Portrait of the globe
Last Updated 08 September 2012, 13:16 IST

With exotic imagery fit for the cover of National Geographic, the new film Samsara ranges across the globe: there are fantastical tiered temples in verdant Myanmar and glorious Japanese mohawks, the natural wonders of Namibian sand dunes and orderly production lines of modern agribusiness in China and Europe.

The locations are unnamed, and a rich, varied score is heard instead of political or social commentary. One striking image flows into the next, loosely organised according to the cyclical Hindu notion of birth and destruction that gives the film its Sanskrit title.

And that is just as Ron Fricke, responsible for the critically praised cinematography on his own Baraka (1992) and the earlier Koyaanisqatsi (1982), prefers it.
“When images go together, they want to start telling you a linear story,” Fricke, who directed and shot Samsara, said by phone, “That’s not what you want to do. If it makes too much sense, then you’re back into making a documentary.”
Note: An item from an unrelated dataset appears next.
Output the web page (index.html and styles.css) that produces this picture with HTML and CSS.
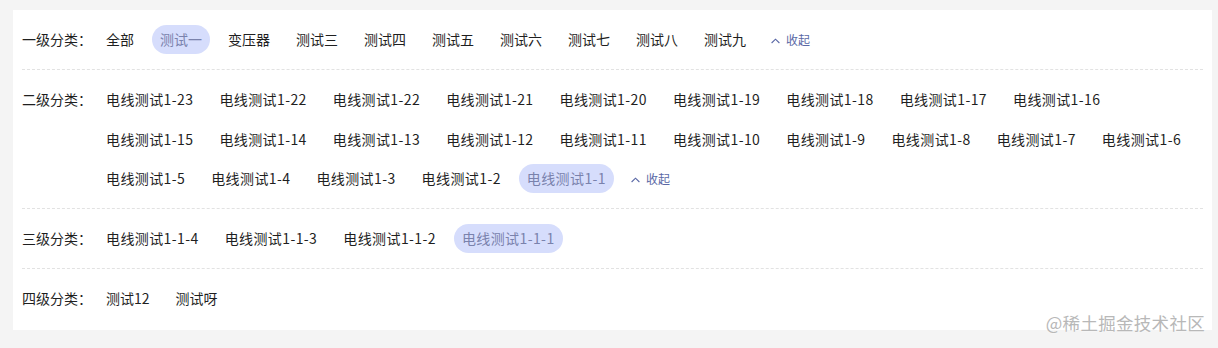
FILE: index.html
```html
<!DOCTYPE html>
<html lang="zh-CN">
<head>
<meta charset="utf-8">
<title>分类筛选</title>
<link rel="stylesheet" href="styles.css">
</head>
<body>
<div class="card">
  <div class="row">
    <div class="label">一级分类：</div>
    <div class="items">
      <span class="item">全部</span>
      <span class="item active">测试一</span>
      <span class="item">变压器</span>
      <span class="item">测试三</span>
      <span class="item">测试四</span>
      <span class="item">测试五</span>
      <span class="item">测试六</span>
      <span class="item">测试七</span>
      <span class="item">测试八</span>
      <span class="item">测试九</span>
      <span class="item toggle"><svg class="chev" width="9" height="10" viewBox="0 0 9 10"><path d="M0.6 7 L4.5 3.2 L8.4 7" fill="none" stroke="currentColor" stroke-width="1.1"/></svg>收起</span>
    </div>
  </div>
  <div class="row">
    <div class="label">二级分类：</div>
    <div class="items code">
      <span class="item">电线测试1-23</span>
      <span class="item">电线测试1-22</span>
      <span class="item">电线测试1-22</span>
      <span class="item">电线测试1-21</span>
      <span class="item">电线测试1-20</span>
      <span class="item">电线测试1-19</span>
      <span class="item">电线测试1-18</span>
      <span class="item">电线测试1-17</span>
      <span class="item">电线测试1-16</span>
      <span class="item">电线测试1-15</span>
      <span class="item">电线测试1-14</span>
      <span class="item">电线测试1-13</span>
      <span class="item">电线测试1-12</span>
      <span class="item">电线测试1-11</span>
      <span class="item">电线测试1-10</span>
      <span class="item">电线测试1-9</span>
      <span class="item">电线测试1-8</span>
      <span class="item">电线测试1-7</span>
      <span class="item">电线测试1-6</span>
      <span class="item">电线测试1-5</span>
      <span class="item">电线测试1-4</span>
      <span class="item">电线测试1-3</span>
      <span class="item">电线测试1-2</span>
      <span class="item active">电线测试1-1</span>
      <span class="item toggle"><svg class="chev" width="9" height="10" viewBox="0 0 9 10"><path d="M0.6 7 L4.5 3.2 L8.4 7" fill="none" stroke="currentColor" stroke-width="1.1"/></svg>收起</span>
    </div>
  </div>
  <div class="row">
    <div class="label">三级分类：</div>
    <div class="items code">
      <span class="item">电线测试1-1-4</span>
      <span class="item">电线测试1-1-3</span>
      <span class="item">电线测试1-1-2</span>
      <span class="item active">电线测试1-1-1</span>
    </div>
  </div>
  <div class="row last">
    <div class="label">四级分类：</div>
    <div class="items">
      <span class="item">测试12</span>
      <span class="item">测试呀</span>
    </div>
  </div>
  <div class="watermark">@稀土掘金技术社区</div>
</div>
</body>
</html>
```

FILE: styles.css
```css
html, body {
  margin: 0;
  background: #f4f4f4;
}
body {
  padding: 10px 6px 18px 13px;
  font-family: "Noto Sans CJK SC", "Noto Sans", sans-serif;
  font-size: 14px;
  color: #1f1f1f;
}
.card {
  position: relative;
  background: #fff;
  padding: 0 9px;
  height: 320px;
  box-sizing: border-box;
}
.row {
  display: flex;
  align-items: flex-start;
  padding: 15px 0;
  border-bottom: 1px dashed #e2e2e2;
}
.row.last {
  border-bottom: none;
}
.label {
  flex: 0 0 76px;
  line-height: 29px;
  white-space: nowrap;
}
.items {
  flex: 1;
  display: flex;
  flex-wrap: wrap;
  column-gap: 10px;
  row-gap: 10.5px;
}
.items.code {
  letter-spacing: 0.4px;
}
.item {
  display: inline-flex;
  align-items: center;
  height: 29px;
  padding: 0 8px;
  border-radius: 15px;
  line-height: 21px;
  white-space: nowrap;
  box-sizing: border-box;
}
.item.active {
  background: #d6ddfc;
  color: #7a82ac;
}
.item.toggle {
  color: #5a68a6;
  font-size: 12px;
  letter-spacing: 0;
  padding-left: 7px;
}
.chev {
  margin-right: 6px;
  margin-top: 2px;
}
.watermark {
  position: absolute;
  right: 7px;
  bottom: -5px;
  font-size: 17.5px;
  color: #b8b8b8;
  letter-spacing: 0.3px;
  text-shadow: 0 0 2px #fff;
}
```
But in an era when the Internet and television overflow with eye-popping imagery from around the world, Samsara raises the question whether there is room anymore for the kind of global symphony for which Baraka and Koyaanisqatsi were celebrated. Indeed, Samsara is a twofold throwback. For one, it is shot in grand, rarely used 70 millimetre, a medium invented for delectation in cinemas. This comes at a time when the most popular recent panoramic project, BBC’s Planet Earth, from which Fricke garnered ideas for locations, was unabashedly a small-screen project.
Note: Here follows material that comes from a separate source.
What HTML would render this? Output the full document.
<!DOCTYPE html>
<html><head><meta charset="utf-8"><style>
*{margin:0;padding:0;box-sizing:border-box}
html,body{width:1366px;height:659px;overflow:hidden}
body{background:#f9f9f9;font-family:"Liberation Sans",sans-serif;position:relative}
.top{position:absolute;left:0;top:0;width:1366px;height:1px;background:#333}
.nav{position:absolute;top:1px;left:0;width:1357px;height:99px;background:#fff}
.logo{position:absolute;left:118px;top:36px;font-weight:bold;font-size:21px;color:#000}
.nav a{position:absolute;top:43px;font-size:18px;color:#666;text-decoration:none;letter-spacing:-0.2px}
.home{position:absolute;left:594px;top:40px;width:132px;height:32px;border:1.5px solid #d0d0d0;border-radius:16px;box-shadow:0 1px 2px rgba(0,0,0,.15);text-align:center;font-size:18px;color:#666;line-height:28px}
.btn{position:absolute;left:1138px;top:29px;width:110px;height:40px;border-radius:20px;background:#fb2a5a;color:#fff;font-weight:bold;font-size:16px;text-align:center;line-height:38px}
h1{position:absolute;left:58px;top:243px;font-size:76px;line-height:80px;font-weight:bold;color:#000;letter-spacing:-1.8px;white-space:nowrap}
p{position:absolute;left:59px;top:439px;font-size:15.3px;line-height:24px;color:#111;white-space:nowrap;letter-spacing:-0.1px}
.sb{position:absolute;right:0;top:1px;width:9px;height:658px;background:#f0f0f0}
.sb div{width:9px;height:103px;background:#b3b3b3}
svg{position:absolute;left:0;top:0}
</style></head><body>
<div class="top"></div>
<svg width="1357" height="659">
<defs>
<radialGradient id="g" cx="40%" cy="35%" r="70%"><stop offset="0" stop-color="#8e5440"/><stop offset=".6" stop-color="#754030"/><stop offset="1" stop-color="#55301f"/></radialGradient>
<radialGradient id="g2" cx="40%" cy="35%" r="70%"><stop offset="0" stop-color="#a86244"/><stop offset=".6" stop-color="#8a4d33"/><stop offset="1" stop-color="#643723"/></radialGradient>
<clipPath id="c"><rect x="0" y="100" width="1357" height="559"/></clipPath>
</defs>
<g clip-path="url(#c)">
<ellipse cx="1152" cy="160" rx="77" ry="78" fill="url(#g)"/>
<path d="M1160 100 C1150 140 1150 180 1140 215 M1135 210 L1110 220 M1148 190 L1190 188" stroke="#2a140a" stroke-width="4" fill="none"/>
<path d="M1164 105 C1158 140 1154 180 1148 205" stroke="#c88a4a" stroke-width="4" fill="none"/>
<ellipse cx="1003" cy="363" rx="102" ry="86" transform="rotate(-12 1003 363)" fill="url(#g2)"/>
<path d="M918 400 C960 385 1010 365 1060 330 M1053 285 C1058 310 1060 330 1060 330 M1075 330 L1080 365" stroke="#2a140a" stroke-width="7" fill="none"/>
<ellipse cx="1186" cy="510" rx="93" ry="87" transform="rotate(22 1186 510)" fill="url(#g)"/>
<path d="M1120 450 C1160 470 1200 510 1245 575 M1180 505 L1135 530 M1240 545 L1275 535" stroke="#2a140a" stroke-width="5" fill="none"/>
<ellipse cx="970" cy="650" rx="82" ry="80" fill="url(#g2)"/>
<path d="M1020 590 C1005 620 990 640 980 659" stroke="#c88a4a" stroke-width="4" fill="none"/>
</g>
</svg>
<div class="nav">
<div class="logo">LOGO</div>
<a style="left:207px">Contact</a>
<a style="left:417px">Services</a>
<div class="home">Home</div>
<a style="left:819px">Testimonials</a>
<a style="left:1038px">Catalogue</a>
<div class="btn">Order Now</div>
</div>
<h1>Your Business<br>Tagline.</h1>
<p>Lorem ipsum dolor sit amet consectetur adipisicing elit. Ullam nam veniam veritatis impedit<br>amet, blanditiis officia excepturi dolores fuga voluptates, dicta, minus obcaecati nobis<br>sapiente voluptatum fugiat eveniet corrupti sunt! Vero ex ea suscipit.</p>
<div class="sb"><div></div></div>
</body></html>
In its mission, too, there is something old-fashioned about Samsara. Though touched with a certain spiritual mindfulness, the film is not intended to send a message. That’s a departure from similarly expansive, globally conscious nonfiction films in vogue now, like the critically acclaimed work of Michael Glawogger (Workingman’s Death, which depicts the same sulphur mines as Samsara) and Nikolaus Geyrhalter (Abendland) that also serve as probing sociological critique.

And though Fricke views the ambitious chronicles of Samsara as beyond documentary, audiences may approach that global tour with expectations moulded by the flood of recent films that present earth and its diversity as something in need of saving, not just gazing.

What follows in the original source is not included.